#### Material
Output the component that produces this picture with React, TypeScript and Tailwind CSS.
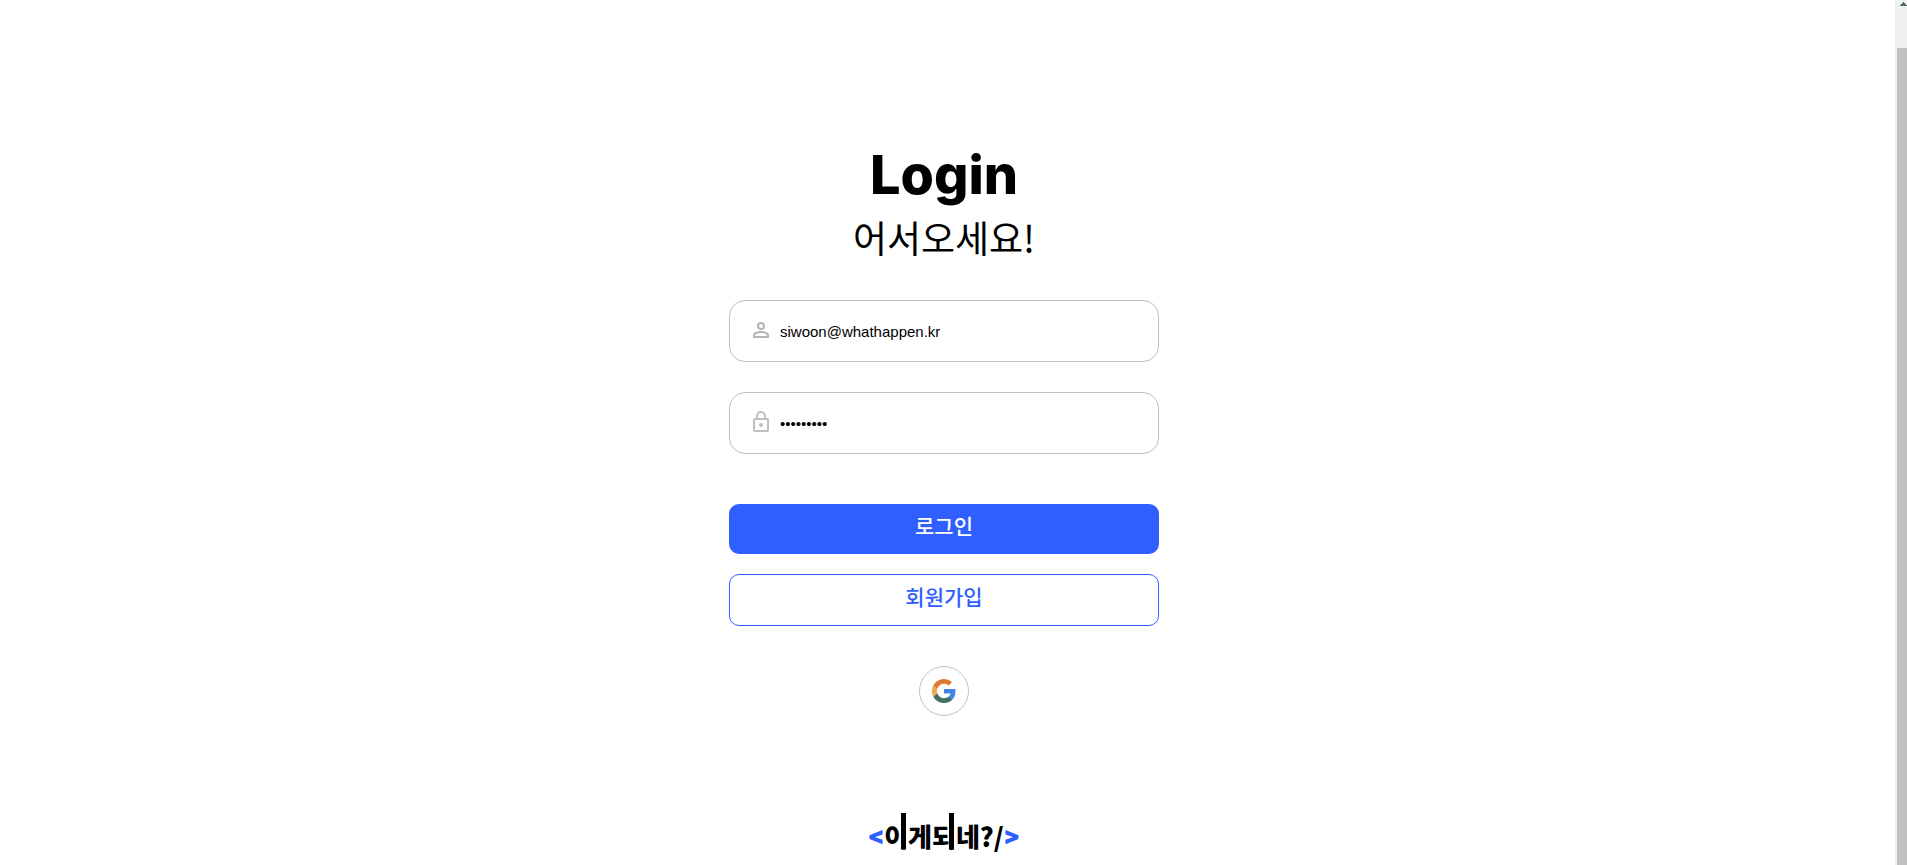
import { useState } from "react";

function PersonIcon() {
  return (
    <svg viewBox="4 4 16 16" className="size-4" fill="#b4b4b4" aria-hidden="true">
      <path d="M12 6a2 2 0 1 1 0 4 2 2 0 0 1 0-4m0 9c2.700 0 5.800 1.290 6 2v1H6v-1c.2-.71 3.300-2 6-2M12 4a4 4 0 1 0 0 8 4 4 0 0 0 0-8m0 9c-2.670 0-8 1.340-8 4v3h16v-3c0-2.660-5.330-4-8-4" />
    </svg>
  );
}

function LockIcon() {
  return (
    <svg viewBox="4 1 16 21" className="h-[21px] w-4" fill="#bfbfbf" aria-hidden="true">
      <path d="M18 8h-1V6A5 5 0 0 0 7 6v2H6a2 2 0 0 0-2 2v10a2 2 0 0 0 2 2h12a2 2 0 0 0 2-2V10a2 2 0 0 0-2-2M9 6a3 3 0 0 1 6 0v2H9zM18 20H6V10h12zm-6-3a2 2 0 1 0 0-4 2 2 0 0 0 0 4" />
    </svg>
  );
}

function GoogleIcon() {
  return (
    <svg viewBox="0 0 24 24" className="size-6" aria-hidden="true">
      <path fill="#4285e8" d="M23.500 12.300c0-.9-.1-1.500-.2-2.200H12v4.400h6.500c-.3 1.500-1.100 2.700-2.400 3.500v3h3.900c2.200-2.100 3.500-5.100 3.500-8.700z" />
      <path fill="#3f7060" d="M12 24c3.200 0 6-1.100 8-2.900l-3.900-3c-1.100.7-2.500 1.200-4.100 1.200-3.100 0-5.800-2.100-6.700-5l-4 3.100C3.300 21.300 7.300 24 12 24z" />
      <path fill="#f0a850" d="M5.300 14.300a7.200 7.200 0 0 1 0-4.600l-4-3.100a12 12 0 0 0 0 10.800z" />
      <path fill="#dd7b35" d="M12 4.800c1.800 0 3.300.6 4.600 1.800L20 3.200A12 12 0 0 0 1.300 6.600l4 3.100c.9-2.800 3.600-4.900 6.700-4.900z" />
    </svg>
  );
}

function Stem() {
  return <span className="absolute right-0.5 bottom-0 h-9 w-[5px] bg-black" />;
}

function Logo() {
  return (
    <a
      href="#"
      className="flex h-[60px] items-center font-['Noto_Sans_CJK_KR',sans-serif] text-[26px] leading-none font-black text-black"
    >
      <span className="font-[Roboto,sans-serif] text-[30px] text-[#2f5fff]">&lt;</span>
      <span className="relative">
        이
        <Stem />
      </span>
      <span>게</span>
      <span className="relative">
        되
        <Stem />
      </span>
      <span>네?/</span>
      <span className="font-[Roboto,sans-serif] text-[30px] text-[#2f5fff]">&gt;</span>
    </a>
  );
}

export default function App() {
  const [email, setEmail] = useState("siwoon@whathappen.kr");
  const [password, setPassword] = useState("whathappe");
  const field =
    "flex h-[62px] items-center gap-[11px] rounded-2xl border border-[#c0c0c0] px-[23px]";
  const input =
    "min-w-0 flex-1 bg-transparent pt-0.5 font-['Liberation_Sans',Arial,sans-serif] text-[15px] text-black outline-none";

  return (
    <div className="flex h-screen overflow-hidden bg-white">
      <main className="flex flex-1 flex-col items-center pt-[140px] pr-[7px] font-['Noto_Sans_CJK_KR',sans-serif]">
        <h1 className="font-[Inter,sans-serif] text-[54px] leading-[70px] font-extrabold text-black">Login</h1>
        <p className="text-[37px] leading-[54px] text-black">어서오세요!</p>

        <form className="mt-9 flex w-[430px] max-w-full flex-col" onSubmit={(e) => e.preventDefault()}>
          <label className={field}>
            <span className="pb-0.5">
              <PersonIcon />
            </span>
            <input
              type="email"
              aria-label="이메일"
              className={input}
              value={email}
              onChange={(e) => setEmail(e.target.value)}
            />
          </label>
          <label className={field + " mt-[30px]"}>
            <span className="pb-1">
              <LockIcon />
            </span>
            <input
              type="password"
              aria-label="비밀번호"
              className={input}
              value={password}
              onChange={(e) => setPassword(e.target.value)}
            />
          </label>
          <button
            type="submit"
            className="mt-[50px] h-[50px] rounded-[10px] bg-[#2f5fff] pb-1.5 text-[21px] font-medium text-white"
          >
            로그인
          </button>
          <button
            type="button"
            className="mt-5 h-[52px] rounded-[10px] border border-[#2f5fff] pb-1.5 text-[21px] font-medium text-[#2f5fff]"
          >
            회원가입
          </button>
        </form>

        <button
          type="button"
          aria-label="Google"
          className="mt-10 flex size-[50px] shrink-0 items-center justify-center rounded-full border border-[#c0c0c0]"
        >
          <GoogleIcon />
        </button>

        <footer className="mt-[90px]">
          <Logo />
        </footer>
      </main>

      <div className="flex w-3 flex-col bg-[#f0f0f0]" aria-hidden="true">
        <div className="flex h-12 justify-end pt-0.5">
          <svg viewBox="0 0 7 4" className="h-1 w-[7px]" fill="#4b6f62">
            <path d="M3 0h1v1h1v1h1v1h1v1H0V3h1V2h1V1h1z" />
          </svg>
        </div>
        <div className="ml-0.5 flex-1 bg-[#c1c1c1]" />
      </div>
    </div>
  );
}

#### The exercise
Transcribe the full listing character for character. Pictures are excluded.

#### Response
Output the component that produces this picture with React, TypeScript and Tailwind CSS.
import { useState } from "react";

function PersonIcon() {
  return (
    <svg viewBox="4 4 16 16" className="size-4" fill="#b4b4b4" aria-hidden="true">
      <path d="M12 6a2 2 0 1 1 0 4 2 2 0 0 1 0-4m0 9c2.700 0 5.800 1.290 6 2v1H6v-1c.2-.71 3.300-2 6-2M12 4a4 4 0 1 0 0 8 4 4 0 0 0 0-8m0 9c-2.670 0-8 1.340-8 4v3h16v-3c0-2.660-5.330-4-8-4" />
    </svg>
  );
}

function LockIcon() {
  return (
    <svg viewBox="4 1 16 21" className="h-[21px] w-4" fill="#bfbfbf" aria-hidden="true">
      <path d="M18 8h-1V6A5 5 0 0 0 7 6v2H6a2 2 0 0 0-2 2v10a2 2 0 0 0 2 2h12a2 2 0 0 0 2-2V10a2 2 0 0 0-2-2M9 6a3 3 0 0 1 6 0v2H9zM18 20H6V10h12zm-6-3a2 2 0 1 0 0-4 2 2 0 0 0 0 4" />
    </svg>
  );
}

function GoogleIcon() {
  return (
    <svg viewBox="0 0 24 24" className="size-6" aria-hidden="true">
      <path fill="#4285e8" d="M23.500 12.300c0-.9-.1-1.500-.2-2.200H12v4.400h6.500c-.3 1.500-1.100 2.700-2.400 3.500v3h3.900c2.200-2.100 3.500-5.100 3.500-8.700z" />
      <path fill="#3f7060" d="M12 24c3.200 0 6-1.100 8-2.900l-3.900-3c-1.100.7-2.500 1.200-4.100 1.200-3.100 0-5.800-2.100-6.700-5l-4 3.100C3.300 21.300 7.300 24 12 24z" />
      <path fill="#f0a850" d="M5.300 14.300a7.200 7.200 0 0 1 0-4.600l-4-3.100a12 12 0 0 0 0 10.800z" />
      <path fill="#dd7b35" d="M12 4.800c1.800 0 3.300.6 4.600 1.800L20 3.200A12 12 0 0 0 1.300 6.600l4 3.100c.9-2.800 3.600-4.900 6.700-4.900z" />
    </svg>
  );
}

function Stem() {
  return <span className="absolute right-0.5 bottom-0 h-9 w-[5px] bg-black" />;
}

function Logo() {
  return (
    <a
      href="#"
      className="flex h-[60px] items-center font-['Noto_Sans_CJK_KR',sans-serif] text-[26px] leading-none font-black text-black"
    >
      <span className="font-[Roboto,sans-serif] text-[30px] text-[#2f5fff]">&lt;</span>
      <span className="relative">
        이
        <Stem />
      </span>
      <span>게</span>
      <span className="relative">
        되
        <Stem />
      </span>
      <span>네?/</span>
      <span className="font-[Roboto,sans-serif] text-[30px] text-[#2f5fff]">&gt;</span>
    </a>
  );
}

export default function App() {
  const [email, setEmail] = useState("siwoon@whathappen.kr");
  const [password, setPassword] = useState("whathappe");
  const field =
    "flex h-[62px] items-center gap-[11px] rounded-2xl border border-[#c0c0c0] px-[23px]";
  const input =
    "min-w-0 flex-1 bg-transparent pt-0.5 font-['Liberation_Sans',Arial,sans-serif] text-[15px] text-black outline-none";

  return (
    <div className="flex h-screen overflow-hidden bg-white">
      <main className="flex flex-1 flex-col items-center pt-[140px] pr-[7px] font-['Noto_Sans_CJK_KR',sans-serif]">
        <h1 className="font-[Inter,sans-serif] text-[54px] leading-[70px] font-extrabold text-black">Login</h1>
        <p className="text-[37px] leading-[54px] text-black">어서오세요!</p>

        <form className="mt-9 flex w-[430px] max-w-full flex-col" onSubmit={(e) => e.preventDefault()}>
          <label className={field}>
            <span className="pb-0.5">
              <PersonIcon />
            </span>
            <input
              type="email"
              aria-label="이메일"
              className={input}
              value={email}
              onChange={(e) => setEmail(e.target.value)}
            />
          </label>
          <label className={field + " mt-[30px]"}>
            <span className="pb-1">
              <LockIcon />
            </span>
            <input
              type="password"
              aria-label="비밀번호"
              className={input}
              value={password}
              onChange={(e) => setPassword(e.target.value)}
            />
          </label>
          <button
            type="submit"
            className="mt-[50px] h-[50px] rounded-[10px] bg-[#2f5fff] pb-1.5 text-[21px] font-medium text-white"
          >
            로그인
          </button>
          <button
            type="button"
            className="mt-5 h-[52px] rounded-[10px] border border-[#2f5fff] pb-1.5 text-[21px] font-medium text-[#2f5fff]"
          >
            회원가입
          </button>
        </form>

        <button
          type="button"
          aria-label="Google"
          className="mt-10 flex size-[50px] shrink-0 items-center justify-center rounded-full border border-[#c0c0c0]"
        >
          <GoogleIcon />
        </button>

        <footer className="mt-[90px]">
          <Logo />
        </footer>
      </main>

      <div className="flex w-3 flex-col bg-[#f0f0f0]" aria-hidden="true">
        <div className="flex h-12 justify-end pt-0.5">
          <svg viewBox="0 0 7 4" className="h-1 w-[7px]" fill="#4b6f62">
            <path d="M3 0h1v1h1v1h1v1h1v1H0V3h1V2h1V1h1z" />
          </svg>
        </div>
        <div className="ml-0.5 flex-1 bg-[#c1c1c1]" />
      </div>
    </div>
  );
}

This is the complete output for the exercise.